• _GIVEN REQUEST_: Search the material for the word "this" and report each line where it turns up.

-- Begin RAW RECORDS --

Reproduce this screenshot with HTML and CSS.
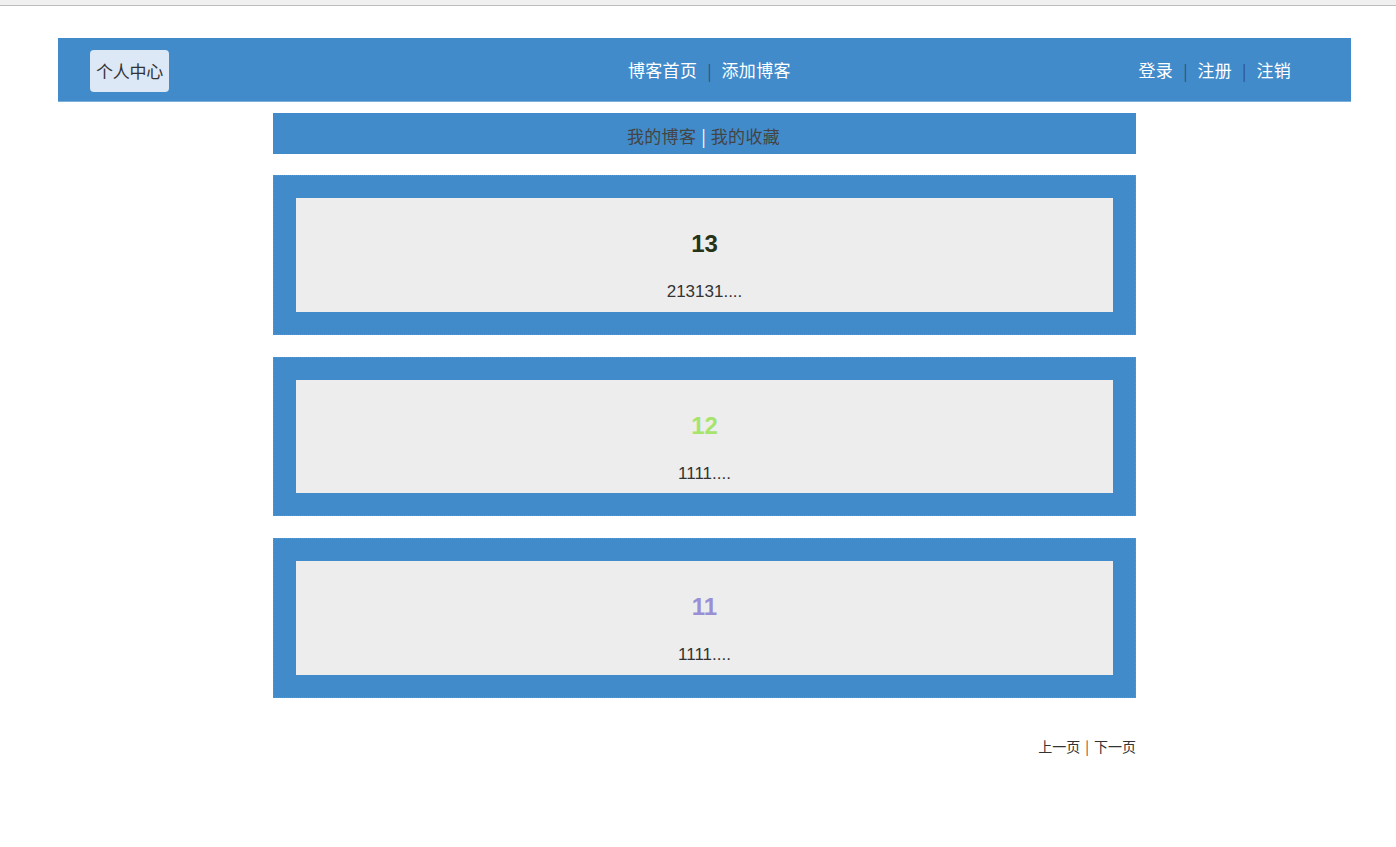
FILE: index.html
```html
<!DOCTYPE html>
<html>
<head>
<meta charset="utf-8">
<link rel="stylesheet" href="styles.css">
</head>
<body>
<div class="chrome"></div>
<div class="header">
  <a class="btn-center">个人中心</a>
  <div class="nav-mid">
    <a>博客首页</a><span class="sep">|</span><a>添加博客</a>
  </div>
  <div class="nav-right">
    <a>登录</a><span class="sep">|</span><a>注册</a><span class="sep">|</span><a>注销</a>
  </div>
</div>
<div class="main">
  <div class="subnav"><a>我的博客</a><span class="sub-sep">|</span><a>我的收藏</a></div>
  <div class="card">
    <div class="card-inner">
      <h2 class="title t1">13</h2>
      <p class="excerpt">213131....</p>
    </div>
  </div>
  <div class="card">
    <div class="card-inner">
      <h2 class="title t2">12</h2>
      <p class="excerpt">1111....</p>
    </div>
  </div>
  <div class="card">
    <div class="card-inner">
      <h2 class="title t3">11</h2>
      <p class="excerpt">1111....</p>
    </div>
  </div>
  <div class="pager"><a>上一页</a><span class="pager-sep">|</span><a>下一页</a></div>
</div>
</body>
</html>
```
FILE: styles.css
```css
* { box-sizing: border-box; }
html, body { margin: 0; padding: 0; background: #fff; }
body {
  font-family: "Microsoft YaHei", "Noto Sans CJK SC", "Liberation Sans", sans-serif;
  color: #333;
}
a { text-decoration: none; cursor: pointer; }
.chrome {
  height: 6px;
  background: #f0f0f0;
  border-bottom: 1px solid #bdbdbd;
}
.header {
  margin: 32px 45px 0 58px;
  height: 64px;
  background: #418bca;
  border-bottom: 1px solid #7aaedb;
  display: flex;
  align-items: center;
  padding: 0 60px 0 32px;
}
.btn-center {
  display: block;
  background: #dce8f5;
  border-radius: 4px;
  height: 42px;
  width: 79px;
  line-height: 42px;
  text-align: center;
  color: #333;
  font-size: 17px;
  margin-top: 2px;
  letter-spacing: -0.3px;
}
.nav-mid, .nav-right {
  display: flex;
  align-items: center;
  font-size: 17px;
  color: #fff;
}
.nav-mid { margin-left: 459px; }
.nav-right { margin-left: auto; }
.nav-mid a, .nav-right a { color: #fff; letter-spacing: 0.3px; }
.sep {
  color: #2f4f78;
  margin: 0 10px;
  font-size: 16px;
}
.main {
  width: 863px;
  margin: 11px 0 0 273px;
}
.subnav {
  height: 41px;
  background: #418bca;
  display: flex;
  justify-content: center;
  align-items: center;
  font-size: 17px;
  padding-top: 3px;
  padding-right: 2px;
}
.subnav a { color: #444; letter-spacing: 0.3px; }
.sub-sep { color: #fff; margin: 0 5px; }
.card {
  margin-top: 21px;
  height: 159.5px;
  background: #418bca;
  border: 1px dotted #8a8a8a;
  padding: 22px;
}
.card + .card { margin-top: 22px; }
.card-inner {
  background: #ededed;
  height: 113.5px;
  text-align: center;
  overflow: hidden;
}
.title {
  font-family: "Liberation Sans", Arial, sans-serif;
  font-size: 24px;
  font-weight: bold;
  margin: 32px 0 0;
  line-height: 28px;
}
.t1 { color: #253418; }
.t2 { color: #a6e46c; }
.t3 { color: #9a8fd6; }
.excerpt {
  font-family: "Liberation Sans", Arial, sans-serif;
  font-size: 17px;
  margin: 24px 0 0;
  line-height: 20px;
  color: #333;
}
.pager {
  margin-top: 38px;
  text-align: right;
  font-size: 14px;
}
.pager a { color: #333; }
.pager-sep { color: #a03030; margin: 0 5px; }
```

-- End RAW RECORDS --
-- Begin RAW RECORDS --

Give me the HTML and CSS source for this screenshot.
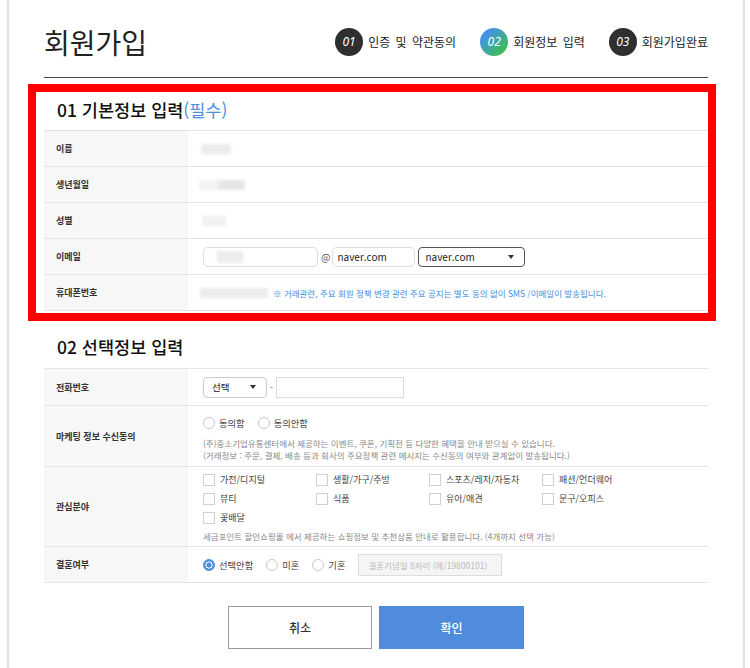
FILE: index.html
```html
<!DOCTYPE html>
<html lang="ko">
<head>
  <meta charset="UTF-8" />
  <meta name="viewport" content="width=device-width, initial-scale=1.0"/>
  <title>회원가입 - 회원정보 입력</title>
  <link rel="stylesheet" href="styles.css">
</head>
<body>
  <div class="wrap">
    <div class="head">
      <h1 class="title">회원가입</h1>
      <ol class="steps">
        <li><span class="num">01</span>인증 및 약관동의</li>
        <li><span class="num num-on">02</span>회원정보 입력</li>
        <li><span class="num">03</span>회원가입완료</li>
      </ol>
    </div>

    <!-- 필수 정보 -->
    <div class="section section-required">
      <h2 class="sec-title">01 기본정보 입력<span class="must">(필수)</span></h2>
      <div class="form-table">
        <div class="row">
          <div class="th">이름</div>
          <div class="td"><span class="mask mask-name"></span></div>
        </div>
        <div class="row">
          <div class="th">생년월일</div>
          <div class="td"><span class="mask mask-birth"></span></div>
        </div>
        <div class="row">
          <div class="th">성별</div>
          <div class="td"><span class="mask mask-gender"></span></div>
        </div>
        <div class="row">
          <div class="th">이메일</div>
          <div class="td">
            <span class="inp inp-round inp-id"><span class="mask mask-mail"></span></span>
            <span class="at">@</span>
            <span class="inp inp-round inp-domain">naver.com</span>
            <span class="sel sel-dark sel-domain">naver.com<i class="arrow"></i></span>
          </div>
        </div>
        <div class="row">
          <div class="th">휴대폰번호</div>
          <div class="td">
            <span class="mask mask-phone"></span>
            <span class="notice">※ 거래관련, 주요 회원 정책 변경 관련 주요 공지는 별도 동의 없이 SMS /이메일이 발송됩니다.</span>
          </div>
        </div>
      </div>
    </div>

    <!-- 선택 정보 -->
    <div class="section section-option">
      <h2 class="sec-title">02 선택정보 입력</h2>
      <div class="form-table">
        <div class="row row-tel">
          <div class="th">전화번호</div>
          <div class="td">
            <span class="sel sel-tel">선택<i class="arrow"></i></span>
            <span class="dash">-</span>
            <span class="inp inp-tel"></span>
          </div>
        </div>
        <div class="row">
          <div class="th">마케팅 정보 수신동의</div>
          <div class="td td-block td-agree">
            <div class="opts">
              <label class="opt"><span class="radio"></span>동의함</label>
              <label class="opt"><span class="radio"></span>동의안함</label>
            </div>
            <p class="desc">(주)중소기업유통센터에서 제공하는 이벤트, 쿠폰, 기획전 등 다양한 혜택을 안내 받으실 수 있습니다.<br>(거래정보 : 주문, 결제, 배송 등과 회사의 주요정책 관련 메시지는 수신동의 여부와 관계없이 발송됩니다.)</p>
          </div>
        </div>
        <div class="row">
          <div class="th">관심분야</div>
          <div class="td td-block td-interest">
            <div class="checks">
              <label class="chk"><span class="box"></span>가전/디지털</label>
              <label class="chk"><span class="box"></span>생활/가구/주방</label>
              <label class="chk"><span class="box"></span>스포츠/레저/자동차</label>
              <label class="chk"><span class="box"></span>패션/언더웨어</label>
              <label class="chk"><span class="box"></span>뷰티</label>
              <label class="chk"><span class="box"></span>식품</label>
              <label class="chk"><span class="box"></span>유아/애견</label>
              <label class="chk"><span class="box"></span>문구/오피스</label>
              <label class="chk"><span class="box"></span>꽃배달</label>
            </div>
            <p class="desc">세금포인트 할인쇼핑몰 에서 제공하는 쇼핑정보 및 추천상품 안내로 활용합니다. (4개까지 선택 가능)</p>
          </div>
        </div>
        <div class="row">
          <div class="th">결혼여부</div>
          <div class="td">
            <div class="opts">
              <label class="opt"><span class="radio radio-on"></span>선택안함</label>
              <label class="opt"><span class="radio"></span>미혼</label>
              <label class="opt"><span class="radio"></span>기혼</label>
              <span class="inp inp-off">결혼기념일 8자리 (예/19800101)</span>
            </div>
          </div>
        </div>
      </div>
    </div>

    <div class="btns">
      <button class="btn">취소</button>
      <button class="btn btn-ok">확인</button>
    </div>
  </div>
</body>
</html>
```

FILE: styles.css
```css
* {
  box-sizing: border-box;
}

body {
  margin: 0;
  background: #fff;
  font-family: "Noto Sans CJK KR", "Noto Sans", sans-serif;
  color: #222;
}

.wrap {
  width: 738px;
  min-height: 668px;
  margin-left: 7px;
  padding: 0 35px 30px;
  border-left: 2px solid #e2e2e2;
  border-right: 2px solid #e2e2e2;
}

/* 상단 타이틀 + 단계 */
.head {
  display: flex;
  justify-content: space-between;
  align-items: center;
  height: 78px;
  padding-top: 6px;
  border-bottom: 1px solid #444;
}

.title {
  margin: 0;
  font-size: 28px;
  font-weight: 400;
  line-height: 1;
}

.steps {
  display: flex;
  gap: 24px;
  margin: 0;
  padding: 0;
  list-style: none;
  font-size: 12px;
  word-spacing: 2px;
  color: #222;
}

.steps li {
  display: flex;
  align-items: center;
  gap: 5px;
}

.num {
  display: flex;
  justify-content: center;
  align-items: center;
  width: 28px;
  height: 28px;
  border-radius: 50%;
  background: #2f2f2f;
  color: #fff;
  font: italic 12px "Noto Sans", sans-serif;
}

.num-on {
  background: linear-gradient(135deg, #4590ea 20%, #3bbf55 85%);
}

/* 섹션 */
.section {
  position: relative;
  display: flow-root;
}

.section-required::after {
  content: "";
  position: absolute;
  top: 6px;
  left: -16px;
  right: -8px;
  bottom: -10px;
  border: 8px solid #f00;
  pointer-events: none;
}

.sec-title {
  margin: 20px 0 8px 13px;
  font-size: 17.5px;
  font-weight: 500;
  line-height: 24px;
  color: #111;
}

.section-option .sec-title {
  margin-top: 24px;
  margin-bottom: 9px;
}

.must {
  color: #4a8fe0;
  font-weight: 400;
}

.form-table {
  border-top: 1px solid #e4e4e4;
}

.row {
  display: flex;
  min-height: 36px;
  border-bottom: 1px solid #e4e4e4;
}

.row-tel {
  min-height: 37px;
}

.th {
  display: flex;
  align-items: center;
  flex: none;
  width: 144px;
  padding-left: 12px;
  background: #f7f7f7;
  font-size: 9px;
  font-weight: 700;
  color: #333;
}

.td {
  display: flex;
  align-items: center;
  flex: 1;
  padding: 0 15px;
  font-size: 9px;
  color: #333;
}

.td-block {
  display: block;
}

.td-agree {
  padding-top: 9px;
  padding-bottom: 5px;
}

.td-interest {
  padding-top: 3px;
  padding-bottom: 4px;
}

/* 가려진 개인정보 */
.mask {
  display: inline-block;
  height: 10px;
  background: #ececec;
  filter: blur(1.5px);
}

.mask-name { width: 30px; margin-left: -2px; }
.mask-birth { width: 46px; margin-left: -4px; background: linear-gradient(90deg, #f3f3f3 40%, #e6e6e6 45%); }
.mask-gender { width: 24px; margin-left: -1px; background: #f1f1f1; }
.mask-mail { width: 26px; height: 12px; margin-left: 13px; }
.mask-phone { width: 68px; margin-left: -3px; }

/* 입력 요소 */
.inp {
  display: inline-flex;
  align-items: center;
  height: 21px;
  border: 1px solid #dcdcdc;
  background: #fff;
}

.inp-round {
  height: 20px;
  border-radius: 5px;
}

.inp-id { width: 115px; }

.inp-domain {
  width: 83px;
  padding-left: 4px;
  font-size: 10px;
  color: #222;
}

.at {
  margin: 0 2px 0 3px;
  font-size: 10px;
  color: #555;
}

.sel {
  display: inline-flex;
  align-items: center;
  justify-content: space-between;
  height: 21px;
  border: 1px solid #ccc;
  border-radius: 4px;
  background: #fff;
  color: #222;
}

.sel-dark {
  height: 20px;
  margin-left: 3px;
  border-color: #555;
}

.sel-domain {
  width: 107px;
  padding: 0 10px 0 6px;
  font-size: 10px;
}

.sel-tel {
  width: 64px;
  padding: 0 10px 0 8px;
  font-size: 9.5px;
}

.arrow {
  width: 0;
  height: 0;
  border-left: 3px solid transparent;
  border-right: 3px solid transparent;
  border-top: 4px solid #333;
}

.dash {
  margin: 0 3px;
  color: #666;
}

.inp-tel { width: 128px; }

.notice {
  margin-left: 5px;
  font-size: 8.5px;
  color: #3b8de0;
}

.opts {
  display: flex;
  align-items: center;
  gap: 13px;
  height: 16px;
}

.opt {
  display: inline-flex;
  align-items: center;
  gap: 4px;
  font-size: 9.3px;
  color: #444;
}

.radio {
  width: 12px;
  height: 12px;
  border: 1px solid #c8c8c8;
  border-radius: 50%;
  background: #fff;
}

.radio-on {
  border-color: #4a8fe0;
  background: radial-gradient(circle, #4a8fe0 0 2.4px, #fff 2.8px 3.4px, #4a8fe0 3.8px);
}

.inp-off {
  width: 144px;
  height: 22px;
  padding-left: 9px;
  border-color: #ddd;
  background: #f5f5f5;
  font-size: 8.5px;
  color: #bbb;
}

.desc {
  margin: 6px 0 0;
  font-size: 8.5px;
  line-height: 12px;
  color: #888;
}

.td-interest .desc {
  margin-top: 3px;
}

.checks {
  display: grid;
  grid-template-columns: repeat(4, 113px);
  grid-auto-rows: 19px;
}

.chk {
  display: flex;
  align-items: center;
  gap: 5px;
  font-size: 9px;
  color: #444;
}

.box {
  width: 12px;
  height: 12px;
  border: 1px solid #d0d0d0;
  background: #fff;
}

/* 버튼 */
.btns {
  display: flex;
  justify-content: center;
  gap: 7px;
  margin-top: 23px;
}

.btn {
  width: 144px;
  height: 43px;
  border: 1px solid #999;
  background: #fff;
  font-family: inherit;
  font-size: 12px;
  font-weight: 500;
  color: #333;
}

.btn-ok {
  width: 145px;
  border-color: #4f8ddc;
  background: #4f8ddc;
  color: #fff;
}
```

-- End RAW RECORDS --

• _WRITTEN ANSWER_:
Reproduce this screenshot with HTML and CSS.
Give me the HTML and CSS source for this screenshot.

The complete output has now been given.